**Task to carry out**
Return all the data below as it stands, minus the pictures.

[Begin]

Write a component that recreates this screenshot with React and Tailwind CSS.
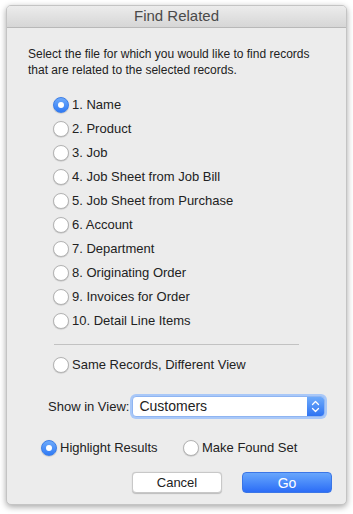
import React from "react";

const FILES = [
  "1. Name",
  "2. Product",
  "3. Job",
  "4. Job Sheet from Job Bill",
  "5. Job Sheet from Purchase",
  "6. Account",
  "7. Department",
  "8. Originating Order",
  "9. Invoices for Order",
  "10. Detail Line Items",
];

function Radio({ checked }) {
  if (checked) {
    return (
      <span className="w-[16px] h-[16px] rounded-full flex items-center justify-center flex-shrink-0 bg-gradient-to-b from-[#6eaafa] to-[#2f7af5] border border-[#3c7ee8] shadow-[0_0.5px_1px_rgba(0,0,0,.25)]">
        <span className="w-[6px] h-[6px] rounded-full bg-white" />
      </span>
    );
  }
  return (
    <span className="w-[16px] h-[16px] rounded-full flex-shrink-0 bg-white border border-[#b4b4b4] shadow-[0_0.5px_1px_rgba(0,0,0,.2)]" />
  );
}

export default function App() {
  return (
    <div className="w-[353px] h-[514px] bg-white pt-[5px] pl-[6px]"
      style={{ fontFamily: '"Liberation Sans", Arial, sans-serif' }}>
      <div className="w-[341px] h-[500px] rounded-[5px] bg-[#ececec] border border-[#c4c4c4] shadow-[0_2px_6px_rgba(0,0,0,.35)] overflow-hidden flex flex-col">
        <div className="h-[22px] flex items-center justify-center bg-gradient-to-b from-[#ececec] to-[#d6d6d6] border-b border-[#b8b8b8] text-[15px] text-[#4a4a4a]">
          Find Related
        </div>

        <div className="flex flex-col text-[13px] text-[#222]">
          <p className="pl-[21px] pt-[18px] leading-[16px] text-[12px]">
            Select the file for which you would like to find records
            <br />
            that are related to the selected records.
          </p>

          <div className="flex flex-col pl-[46px] pt-[15px]">
            {FILES.map((f, i) => (
              <label key={f} className="h-[24px] flex items-center gap-[3px]">
                <Radio checked={i === 0} />
                <span>{f}</span>
              </label>
            ))}
          </div>

          <div className="ml-[47px] mr-[47px] mt-[11px] h-px bg-[#c2c2c2]" />

          <label className="h-[24px] mt-[8px] pl-[46px] flex items-center gap-[3px]">
            <Radio />
            <span>Same Records, Different View</span>
          </label>

          <div className="mt-[19px] flex items-center pl-[41px]">
            <span>Show in View:</span>
            <div className="ml-[3px] w-[193px] h-[21px] rounded-[4px] bg-white border border-[#8fb5f2] ring-[2px] ring-[#a9c8f8] flex items-center justify-between">
              <span className="pl-[6px] text-[14px]">Customers</span>
              <span className="w-[17px] h-[19px] rounded-r-[3px] bg-gradient-to-b from-[#6eaafa] to-[#2f73f2] flex items-center justify-center">
                <svg width="9" height="13" viewBox="0 0 9 13" fill="none" stroke="white" strokeWidth="1.3" strokeLinecap="round" strokeLinejoin="round">
                  <path d="M1.5 4.5 L4.5 1.5 L7.5 4.5" />
                  <path d="M1.5 8.5 L4.5 11.5 L7.5 8.5" />
                </svg>
              </span>
            </div>
          </div>

          <div className="mt-[21px] flex items-center pl-[34px]">
            <label className="flex items-center gap-[3px] w-[142px]">
              <Radio checked />
              <span>Highlight Results</span>
            </label>
            <label className="flex items-center gap-[3px]">
              <Radio />
              <span>Make Found Set</span>
            </label>
          </div>

          <div className="mt-[14px] flex items-center justify-end gap-[20px] pr-[14px]">
            <button className="w-[90px] h-[21px] rounded-[4px] bg-white border border-[#c8c8c8] shadow-[0_0.5px_1px_rgba(0,0,0,.2)] text-[13px] text-[#222]">
              Cancel
            </button>
            <button className="w-[90px] h-[21px] rounded-[4px] bg-gradient-to-b from-[#68a6fc] to-[#2c6cf6] border border-[#3b76e6] text-[14px] text-white">
              Go
            </button>
          </div>
        </div>
      </div>
    </div>
  );
}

[End]

**Solution to the problem**
Write a component that recreates this screenshot with React and Tailwind CSS.
import React from "react";

const FILES = [
  "1. Name",
  "2. Product",
  "3. Job",
  "4. Job Sheet from Job Bill",
  "5. Job Sheet from Purchase",
  "6. Account",
  "7. Department",
  "8. Originating Order",
  "9. Invoices for Order",
  "10. Detail Line Items",
];

function Radio({ checked }) {
  if (checked) {
    return (
      <span className="w-[16px] h-[16px] rounded-full flex items-center justify-center flex-shrink-0 bg-gradient-to-b from-[#6eaafa] to-[#2f7af5] border border-[#3c7ee8] shadow-[0_0.5px_1px_rgba(0,0,0,.25)]">
        <span className="w-[6px] h-[6px] rounded-full bg-white" />
      </span>
    );
  }
  return (
    <span className="w-[16px] h-[16px] rounded-full flex-shrink-0 bg-white border border-[#b4b4b4] shadow-[0_0.5px_1px_rgba(0,0,0,.2)]" />
  );
}

export default function App() {
  return (
    <div className="w-[353px] h-[514px] bg-white pt-[5px] pl-[6px]"
      style={{ fontFamily: '"Liberation Sans", Arial, sans-serif' }}>
      <div className="w-[341px] h-[500px] rounded-[5px] bg-[#ececec] border border-[#c4c4c4] shadow-[0_2px_6px_rgba(0,0,0,.35)] overflow-hidden flex flex-col">
        <div className="h-[22px] flex items-center justify-center bg-gradient-to-b from-[#ececec] to-[#d6d6d6] border-b border-[#b8b8b8] text-[15px] text-[#4a4a4a]">
          Find Related
        </div>

        <div className="flex flex-col text-[13px] text-[#222]">
          <p className="pl-[21px] pt-[18px] leading-[16px] text-[12px]">
            Select the file for which you would like to find records
            <br />
            that are related to the selected records.
          </p>

          <div className="flex flex-col pl-[46px] pt-[15px]">
            {FILES.map((f, i) => (
              <label key={f} className="h-[24px] flex items-center gap-[3px]">
                <Radio checked={i === 0} />
                <span>{f}</span>
              </label>
            ))}
          </div>

          <div className="ml-[47px] mr-[47px] mt-[11px] h-px bg-[#c2c2c2]" />

          <label className="h-[24px] mt-[8px] pl-[46px] flex items-center gap-[3px]">
            <Radio />
            <span>Same Records, Different View</span>
          </label>

          <div className="mt-[19px] flex items-center pl-[41px]">
            <span>Show in View:</span>
            <div className="ml-[3px] w-[193px] h-[21px] rounded-[4px] bg-white border border-[#8fb5f2] ring-[2px] ring-[#a9c8f8] flex items-center justify-between">
              <span className="pl-[6px] text-[14px]">Customers</span>
              <span className="w-[17px] h-[19px] rounded-r-[3px] bg-gradient-to-b from-[#6eaafa] to-[#2f73f2] flex items-center justify-center">
                <svg width="9" height="13" viewBox="0 0 9 13" fill="none" stroke="white" strokeWidth="1.3" strokeLinecap="round" strokeLinejoin="round">
                  <path d="M1.5 4.5 L4.5 1.5 L7.5 4.5" />
                  <path d="M1.5 8.5 L4.5 11.5 L7.5 8.5" />
                </svg>
              </span>
            </div>
          </div>

          <div className="mt-[21px] flex items-center pl-[34px]">
            <label className="flex items-center gap-[3px] w-[142px]">
              <Radio checked />
              <span>Highlight Results</span>
            </label>
            <label className="flex items-center gap-[3px]">
              <Radio />
              <span>Make Found Set</span>
            </label>
          </div>

          <div className="mt-[14px] flex items-center justify-end gap-[20px] pr-[14px]">
            <button className="w-[90px] h-[21px] rounded-[4px] bg-white border border-[#c8c8c8] shadow-[0_0.5px_1px_rgba(0,0,0,.2)] text-[13px] text-[#222]">
              Cancel
            </button>
            <button className="w-[90px] h-[21px] rounded-[4px] bg-gradient-to-b from-[#68a6fc] to-[#2c6cf6] border border-[#3b76e6] text-[14px] text-white">
              Go
            </button>
          </div>
        </div>
      </div>
    </div>
  );
}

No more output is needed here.